Var-Matin (Brignoles / Le Luc / Saint-Maximin)
Le Canal de Provence: de l’eau à volonté depuis ans
À l’extrême nord du Var, les retenues sur le Verdon, notamment le lac de Sainte-Croix, forment une immense réserve d’eau, largement suffisante pour subvenir aux besoins de tout le département. Depuis soixante ans, la Société du canal de Provence (SCP) a pour mission de distribuer cette ressource. Son réseau, qui appartient à la Région depuis 2009, qui s’étend principalement sur la région aixoise, étoile également vers le littoral varois, jusqu’à Saint-Raphaël. Christian Magnin, directeur d’exploitation de la SCP, explique la mission et les enjeux de l’entreprise. « La Provence est soumise à un climat méditerranéen, c’est-à-dire sec en été. L’eau que l’on y trouve est distribuée entre deux ressources : locales, c’est-à-dire les nappes phréatiques et les rivières de surface, et de retenue La première est fragile, notamment en été. Une sécheresse peut y avoir des incidences graves sur l’environnement. La seconde, alimentée par les régions alpines, est plus que suffisante et totalement sous contrôle. En soixante années d’exploitation, la SCP n’a jamais eu à ponctionner plus d’un tiers du volume disponible. »
Un problème de priorités
Christian Magnin n’y va pas par quatre chemins : si le Var souffre de sécheresse, c’est à cause d’une mauvaise prise en compte des ressources issues des retenues : « Les collectivités estiment que leur source d’eau principale est locale, et ne font appel aux eaux de la SCP qu’en cas d’urgence. C’est exactement l’inverse qu’il faudrait faire. » Évidemment, l’explication semble simple : la SCP ne donne pas son eau… « Le tarif d’urgence est, logiquement, bien plus élevé que celui d’une fourniture “à l’année” ou saisonnière.
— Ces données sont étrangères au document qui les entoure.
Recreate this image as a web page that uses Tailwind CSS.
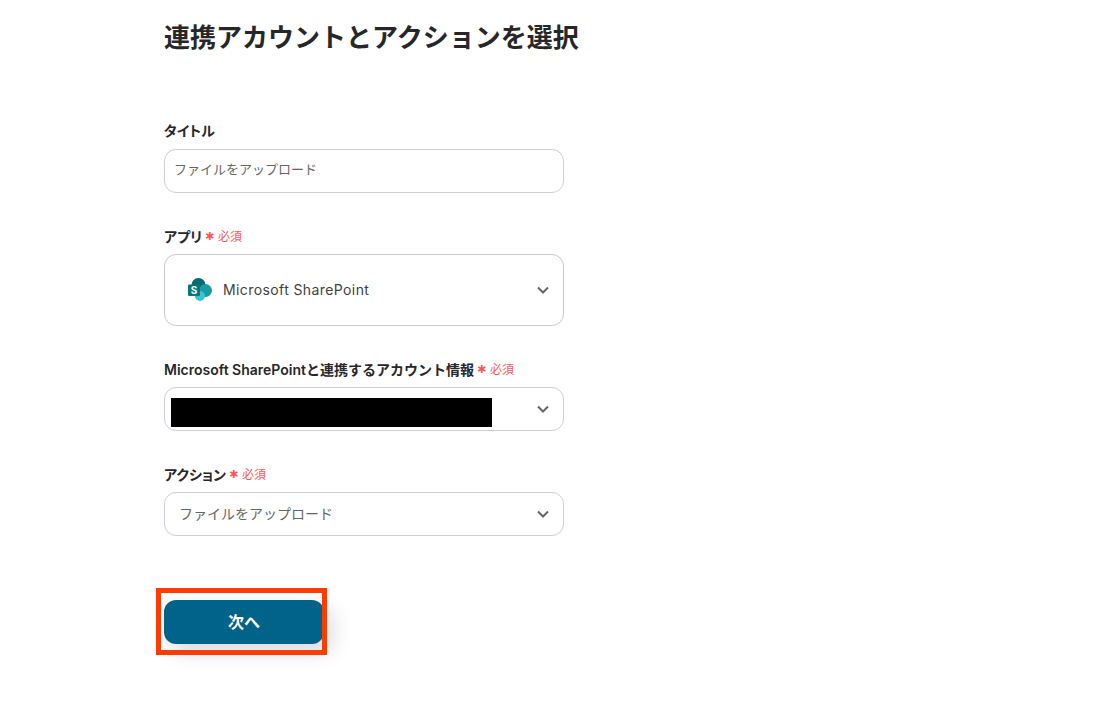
<!DOCTYPE html>
<html lang="ja">
<head>
  <meta charset="UTF-8" />
  <title>連携アカウントとアクションを選択</title>
  <script src="https://cdn.jsdelivr.net/npm/@tailwindcss/browser@4"></script>
</head>
<body class="bg-white h-[704px] overflow-hidden font-['Inter','Noto_Sans_CJK_JP',sans-serif] text-[#27272a]">

  <div class="relative w-[400px] ml-[164px]">
    <!-- Cut off text at the top edge -->
    <p class="h-[2px] overflow-hidden text-xs leading-none text-[#555] pl-6 -translate-y-[10px]">設定</p>

    <h1 class="mt-[19px] text-[26px] leading-[34px] font-bold whitespace-nowrap">連携アカウントとアクションを選択</h1>

    <!-- Title -->
    <label class="block mt-[67px] text-[14px] leading-[18px] font-semibold [font-feature-settings:'palt']">タイトル</label>
    <div class="mt-[9px] h-[44px] flex items-center pl-[9px] pr-[10px] pb-[2px] border border-[#cdd0dc] rounded-[12px] text-[13px] text-[#666]">ファイルをアップロード</div>

    <!-- App -->
    <div class="mt-[35px] flex items-center h-[18px]">
      <span class="mb-[2px] text-[14px] font-semibold [font-feature-settings:'palt']">アプリ</span>
      <span class="ml-[3px] w-[13px] text-[11px] text-[#fb5a5a] font-['DejaVu_Sans']">✱</span>
      <span class="text-[12px] text-[#fb5a5a]">必須</span>
    </div>
    <div class="mt-[8px] h-[72px] flex items-center pl-[22px] pr-[13px] border border-[#c9c9cf] rounded-[12px]">
      <svg class="w-[26px] h-[26px]" viewBox="0 0 26 26">
        <circle cx="11.5" cy="8" r="7" fill="#036c70" />
        <circle cx="18.5" cy="13.5" r="6.5" fill="#1a9ba1" />
        <circle cx="13" cy="19" r="5" fill="#37c6d0" />
        <rect x="1" y="7.5" width="12" height="11.5" rx="1" fill="#03787c" />
        <text x="7" y="17" text-anchor="middle" font-size="10" font-weight="700" fill="#fff" font-family="Inter">S</text>
      </svg>
      <span class="ml-[10px] pb-[2px] text-[14px] tracking-[0.4px] text-[#3f3f46]">Microsoft SharePoint</span>
      <svg class="ml-auto w-[14px] h-[14px]" viewBox="0 0 14 14" fill="none" stroke="#666" stroke-width="2"><path d="M2 4.5l5 5 5-5" /></svg>
    </div>

    <!-- Account -->
    <div class="mt-[35px] flex items-center h-[18px]">
      <span class="mb-[2px] text-[14px] font-semibold">Microsoft SharePointと連携するアカウント情報</span>
      <span class="ml-[3px] w-[13px] text-[11px] text-[#fb5a5a] font-['DejaVu_Sans']">✱</span>
      <span class="text-[12px] text-[#fb5a5a]">必須</span>
    </div>
    <div class="mt-[8px] h-[44px] flex items-center pl-[6px] pr-[13px] border border-[#cdd0dc] rounded-[12px]">
      <div class="mt-[6px] w-[321px] h-[29px] bg-black"></div>
      <svg class="ml-auto w-[14px] h-[14px]" viewBox="0 0 14 14" fill="none" stroke="#666" stroke-width="2"><path d="M2 4.5l5 5 5-5" /></svg>
    </div>

    <!-- Action -->
    <div class="mt-[35px] flex items-center h-[18px]">
      <span class="mb-[2px] text-[14px] font-semibold [font-feature-settings:'palt']">アクション</span>
      <span class="ml-[3px] w-[13px] text-[11px] text-[#fb5a5a] font-['DejaVu_Sans']">✱</span>
      <span class="text-[12px] text-[#fb5a5a]">必須</span>
    </div>
    <div class="mt-[8px] h-[44px] flex items-center pl-[14px] pr-[13px] border border-[#cdd0dc] rounded-[12px]">
      <span class="pb-[2px] text-[14px] text-[#666]">ファイルをアップロード</span>
      <svg class="ml-auto w-[14px] h-[14px]" viewBox="0 0 14 14" fill="none" stroke="#666" stroke-width="2"><path d="M2 4.5l5 5 5-5" /></svg>
    </div>

    <!-- Next button -->
    <div class="relative mt-[64px] w-[160px]">
      <button class="w-full h-[44px] rounded-[12px] bg-[#01628a] text-white text-[16px] font-bold shadow-[8px_8px_20px_rgba(60,60,110,0.2)]">次へ</button>
      <div class="absolute -left-[8px] -top-[12px] w-[171px] h-[67px] border-[5px] border-[#ff3c00]"></div>
    </div>
  </div>

</body>
</html>
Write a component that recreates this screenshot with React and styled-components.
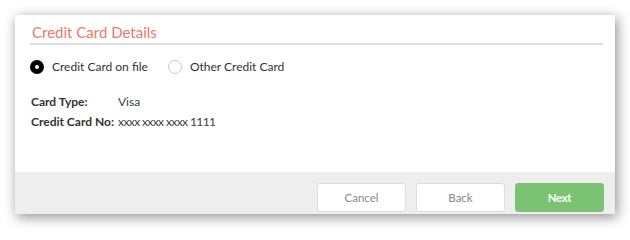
import React, { useState } from "react";
import styled, { createGlobalStyle } from "styled-components";

const Global = createGlobalStyle`
  html, body { margin: 0; padding: 0; background: #fff; }
  body { font-family: Lato, "Liberation Sans", sans-serif; color: #333; }
  * { box-sizing: border-box; }
`;

const Page = styled.div`
  padding: 15px;
  width: 630px;
  height: 230px;
`;

const Card = styled.div`
  width: 600px;
  height: 199px;
  background: #fff;
  box-shadow: 2px 3px 12px rgba(0, 0, 0, 0.45);
  display: flex;
  flex-direction: column;
`;

const Body = styled.div`
  flex: 1;
  padding: 7px 12px 0 15px;
`;

const Title = styled.h2`
  margin: 0;
  font-weight: 400;
  font-size: 15px;
  line-height: 20px;
  color: #f0776c;
  padding: 0 0 1px 2px;
  border-bottom: 2px solid #dedede;
`;

const RadioRow = styled.div`
  display: flex;
  align-items: center;
  gap: 20px;
  margin-top: 13px;
`;

const RadioLabel = styled.label`
  display: flex;
  align-items: center;
  gap: 8px;
  font-size: 12px;
  line-height: 18px;
  color: #333;
  cursor: pointer;
`;

const RadioDot = styled.span`
  width: 14px;
  height: 14px;
  border-radius: 50%;
  background: #fff;
  border: ${(p) => (p.$checked ? "5px solid #000" : "1px solid #c8c8c8")};
`;

const Info = styled.div`
  display: grid;
  grid-template-columns: 87px auto;
  margin-top: 16px;
  padding-left: 1px;
  font-size: 12px;
  line-height: 20px;
  white-space: nowrap;
`;

const Key = styled.span`
  font-weight: 700;
  color: #333;
`;

const Val = styled.span`
  color: #3c3c3c;
  letter-spacing: ${(p) => (p.$tight ? "-0.6px" : "0")};
`;

const Footer = styled.div`
  height: 42px;
  background: #eeeeee;
  display: flex;
  justify-content: flex-end;
  align-items: flex-start;
  gap: 10px;
  padding: 11px 11px 0 0;
`;

const Button = styled.button`
  width: 89px;
  height: 29px;
  border-radius: 3px;
  font-family: inherit;
  font-size: 11.5px;
  cursor: pointer;
  border: 1px solid ${(p) => (p.$primary ? "#7bc373" : "#dcdcdc")};
  background: ${(p) => (p.$primary ? "#7bc373" : "#fff")};
  color: ${(p) => (p.$primary ? "#fff" : "#888")};
  font-weight: ${(p) => (p.$primary ? 700 : 400)};
  letter-spacing: ${(p) => (p.$primary ? "-0.4px" : "0")};
`;

export default function App() {
  const [choice, setChoice] = useState("file");
  return (
    <>
      <Global />
      <Page>
        <Card>
          <Body>
            <Title>Credit Card Details</Title>
            <RadioRow>
              <RadioLabel onClick={() => setChoice("file")}>
                <RadioDot $checked={choice === "file"} />
                Credit Card on file
              </RadioLabel>
              <RadioLabel onClick={() => setChoice("other")}>
                <RadioDot $checked={choice === "other"} />
                Other Credit Card
              </RadioLabel>
            </RadioRow>
            <Info>
              <Key>Card Type:</Key>
              <Val>Visa</Val>
              <Key>Credit Card No:</Key>
              <Val $tight>xxxx xxxx xxxx 1111</Val>
            </Info>
          </Body>
          <Footer>
            <Button>Cancel</Button>
            <Button>Back</Button>
            <Button $primary>Next</Button>
          </Footer>
        </Card>
      </Page>
    </>
  );
}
On voit des agriculteurs ou des communes qui laissent mourir leurs productions, leurs espaces verts alors que notre eau passe parfois à quelques mètres de là… Il faut faire le calcul: ça vaut généralement le coup de sauver ses cultures moyennant une certaine somme plutôt que de tout perdre… » Outre la logique économique, Christian Magnin développe l’argument de la logique écologique : « utiliser de l’eau de retenue évite tout risque d’impact sur les milieux naturels. »
Des arrêtés trop « simples »
Ce que le directeur d’exploitation dénonce également, ce sont les arrêtés préfectoraux édictés en cas de sécheresse (lire ci-contre ):« Alors que le Vaucluse ou les Bouches-du-Rhône font la distinction entre les différentes ressources, locales ou de retenue, le Var refuse de la faire. Nous nous retrouvons dans une situation où des clients de la SCP, dont l’alimentation en eau est assurée à 100 %, n’ont pas le droit de l’utiliser. »( lire l’explication de la DDTM ci-dessus). Au-delà de cette mésentente administrative, la SCP, prête à déverser 250 millions de m3 d’eau à ses clients, ne craint nullement la sécheresse qui s’annonce. « Seuls le centre et le haut Var, dans lesquels notre réseau n’est pas encore déployé, risquent réellement de souffrir d’un manque d’eau cet été. Partout ailleurs, il n’y a qu’à ouvrir les vannes. »
1. Lacs de Castillon (Alpes-de-Haute-Provence, 85 millions de m3), de Sainte-Croix (frontière Alpesde-Haute-Provence/Var, 760 millions de m3, dont 140 réservés à la SCP), de La Verne (Var, 8 millions de m3), de Carcès (Var, 8 millions de m3) ou de Saint-Cassien (Var, 60 millions de m3).